(Com a devida vénia a Brad DeLong)
(”Considerando uma
definição de monetarismo como o pensamento económico que admite que as
economias podem ser estabilizadas apenas com recurso à política monetária, há boas razões para sustentar que tal
pensamento entrou em agonia e com perda clara de apoio político)
A política monetária gozou nos tempos chamados da Grande
Moderação de enorme prestígio e influência. A macroeconomia das turbulências e
da instabilidade estava domesticada. Houve mesmo quem suspeitasse que o ciclo
económico tinha desaparecido, tamanha era a capacidade da política monetária (e
dos bancos centrais como o seu principal agente) para travar expansões
inflacionistas e recessões. Ainda por cima, o sistema fechava-se lindamente,
pois a independência do banco central assegurava o controlo da contaminação
política, normalmente despesista. O mundo estava perfeito. As recessões eram
suaves e curtas. A inflação estava controlada. Nesse mundo reinava a ortodoxia
monetária. O seu domínio era tal que conseguiu ascender ao plano dos tratados
europeus.

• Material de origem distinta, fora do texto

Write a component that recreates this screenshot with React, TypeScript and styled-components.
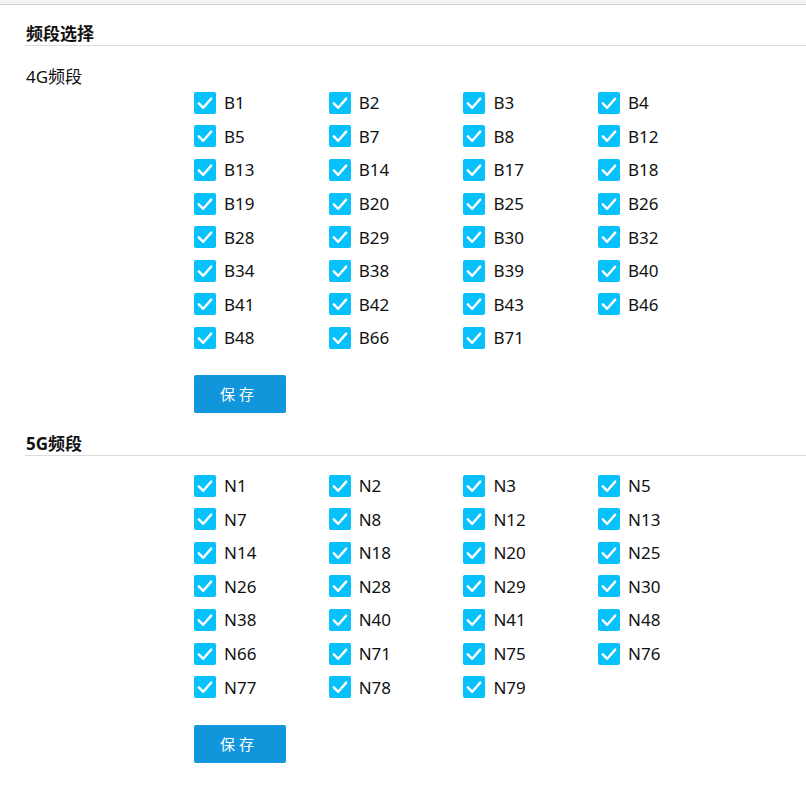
import React from "react";
import styled, { createGlobalStyle } from "styled-components";

const Global = createGlobalStyle`
  html, body { margin: 0; padding: 0; background: #fff; }
  body {
    font-family: "Noto Sans", "Noto Sans CJK SC", sans-serif;
    color: #111;
  }
  * { box-sizing: border-box; }
`;

const TopStrip = styled.div`
  height: 5px;
  background: #f3f3f3;
  border-bottom: 1px solid #d4d4d4;
`;

const Page = styled.div`
  padding-left: 25px;
`;

const SectionTitle = styled.div<{ $top: number }>`
  margin-top: ${(p) => p.$top}px;
  font-size: 17px;
  font-weight: 700;
  line-height: 22px;
  padding-left: 1px;
  border-bottom: 1px solid #dcdcdc;
`;

const GroupLabel = styled.div`
  margin-top: 22px;
  font-size: 17px;
  line-height: 18px;
  padding-left: 1px;
`;

const Body = styled.div<{ $top: number }>`
  margin-top: ${(p) => p.$top}px;
  margin-left: 169px;
`;

const Grid = styled.div`
  display: grid;
  grid-template-columns: repeat(4, 134.7px);
  grid-auto-rows: 33.6px;
`;

const Item = styled.label`
  display: flex;
  align-items: center;
  gap: 8px;
  font-size: 17px;
  cursor: pointer;
`;

const Box = styled.span`
  width: 22px;
  height: 22px;
  border-radius: 2px;
  background: #06c1fb;
  display: flex;
  align-items: center;
  justify-content: center;
  flex: none;
`;

const SaveButton = styled.button<{ $top: number }>`
  margin-top: ${(p) => p.$top}px;
  width: 92px;
  height: 38px;
  border: none;
  border-radius: 2px;
  background: #1296db;
  color: #fff;
  font-family: "Noto Sans CJK SC", sans-serif;
  font-size: 15px;
  letter-spacing: 4px;
  padding-left: 4px;
  display: flex;
  align-items: center;
  justify-content: center;
  cursor: pointer;
`;

const Check = () => (
  <svg width="22" height="22" viewBox="0 0 22 22">
    <polyline
      points="4.8,11.3 9.2,15.8 17.2,6.6"
      fill="none"
      stroke="#fff"
      strokeWidth="2.4"
      strokeLinecap="round"
      strokeLinejoin="round"
    />
  </svg>
);

const Band = ({ name }: { name: string }) => (
  <Item>
    <Box>
      <Check />
    </Box>
    {name}
  </Item>
);

const lte = [
  "B1", "B2", "B3", "B4", "B5", "B7", "B8", "B12", "B13", "B14", "B17", "B18",
  "B19", "B20", "B25", "B26", "B28", "B29", "B30", "B32", "B34", "B38", "B39",
  "B40", "B41", "B42", "B43", "B46", "B48", "B66", "B71",
];
const nr = [
  "N1", "N2", "N3", "N5", "N7", "N8", "N12", "N13", "N14", "N18", "N20", "N25",
  "N26", "N28", "N29", "N30", "N38", "N40", "N41", "N48", "N66", "N71", "N75",
  "N76", "N77", "N78", "N79",
];

export default function App() {
  return (
    <>
      <Global />
      <TopStrip />
      <Page>
        <SectionTitle $top={18}>频段选择</SectionTitle>
        <GroupLabel>4G频段</GroupLabel>
        <Body $top={0}>
          <Grid>
            {lte.map((b) => (
              <Band key={b} name={b} />
            ))}
          </Grid>
          <SaveButton $top={20}>保存</SaveButton>
        </Body>
        <SectionTitle $top={20}>5G频段</SectionTitle>
        <Body $top={13}>
          <Grid>
            {nr.map((b) => (
              <Band key={b} name={b} />
            ))}
          </Grid>
          <SaveButton $top={21}>保存</SaveButton>
        </Body>
      </Page>
    </>
  );
}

O BCE foi concebido à sua imagem e semelhança, como um deux-ex-machina dessa ortodoxia. Os
modelos macroeconómicos que suportavam a política monetária pressupunham
comportamentos racionais dos agentes económicos e a sua capacidade perfeita e
ilimitada de gestão da informação, com os mercados a equilibrarem-se
permanentemente.
O rescaldo e danos colaterais dos acontecimentos de
2007-2008 e a Grande Recessão que lhes sobreveio encarregaram-se de destruir as
convicções deste mundo perfeito. Os bancos centrais têm sido obrigados a um
contorcionismo de grande heterodoxia para lograr combater as ameaças
deflacionárias e fazer as economias mais avançadas retomar as condições do
crescimento. A Grande Recessão teve seguramente impactos menos salientes do que
a Grande Depressão dos anos 30, mas o período de tempo que tem demorado para as
economias regressarem aos valores anteriores a 2007-2008 tem sido uma
eternidade, constituindo a mais problemática recuperação macroeconómica da
história. Do contorcionismo dos bancos centrais faz parte um vasto rol de
medidas, com o chamado a metamorfosear-se constantemente à procura de novas
medidas para impactar a economia real. A melhor prova de que todas essas
piruetas ousadas foram insuficientes é o debate ainda existente, que já chegou
ao capítulo de ir ao armário procurar a medida das medidas, o chamado
Helicopter Money, desejavelmente vertido aos consumidores de forma direta sem
interferência bancária ou política.
E chegamos ao número das taxas de juro negativas, leia-se
taxas de juro nominais negativas, já que do ponto de vista real elas já o são
há muito tempo.
Stiglitz dedica às taxas de juro negativas uma boa crónica
de escárnio e mal dizer no Project Syndicate (ver link aqui) e ela deve estar a aparecer nos
jornais nacionais. As taxas reais negativas têm sido acompanhadas para espanto
dos modelos de suporte pela estagnação do investimento privado. Stiglitz
evidencia a reduzida sensibilidade das grandes empresas às variações da taxa de
juro em tempos de grandes massas de liquidez e o facto das pequenas e médias
empresas não se financiarem nos mercados de capitais mas antes na banca. Ora,
os bancos racionam crédito e os spreads
entre a taxa de juro de referência e a que os bancos emprestam pode ser
elevada. E, mistério dos mistérios, Stiglitz sublinha a também evidência de que
os bancos estão ausentes nos principais modelos macroeconómicos de suporte à
política dos bancos centrais, ou seja não desempenham qualquer papel no
funcionamento destes modelos.
Se estão chocados, e há razão plausível para isso, Stiglitz
acrescenta três efeitos perversos da insistência na pirueta das taxas:
primeiro, a baixa das taxas tende a incrementar a utilização de tecnologias
mais intensivas em capital; segundo, as populações idosas sofrem um
extremamente forte choque negativo de negativo, já que dependem dos juros de
poupanças; terceiro, há uma tendência de deslocação dos investidores para
ativos mais arriscados, aumentando a instabilidade financeira.
Tudo isto simplesmente porque os bancos centrais se têm
recusado a admitir o óbvio, a agonia do monetarismo e a rejeitar a ideia de que
o grande problema da economia mundial é um problema de procura global.
Sim, de facto, a política monetária não consegue por si só
estabilizar a macroeconomia de hoje. O que é que será preciso fazer para que o
establishment económico se convença disso?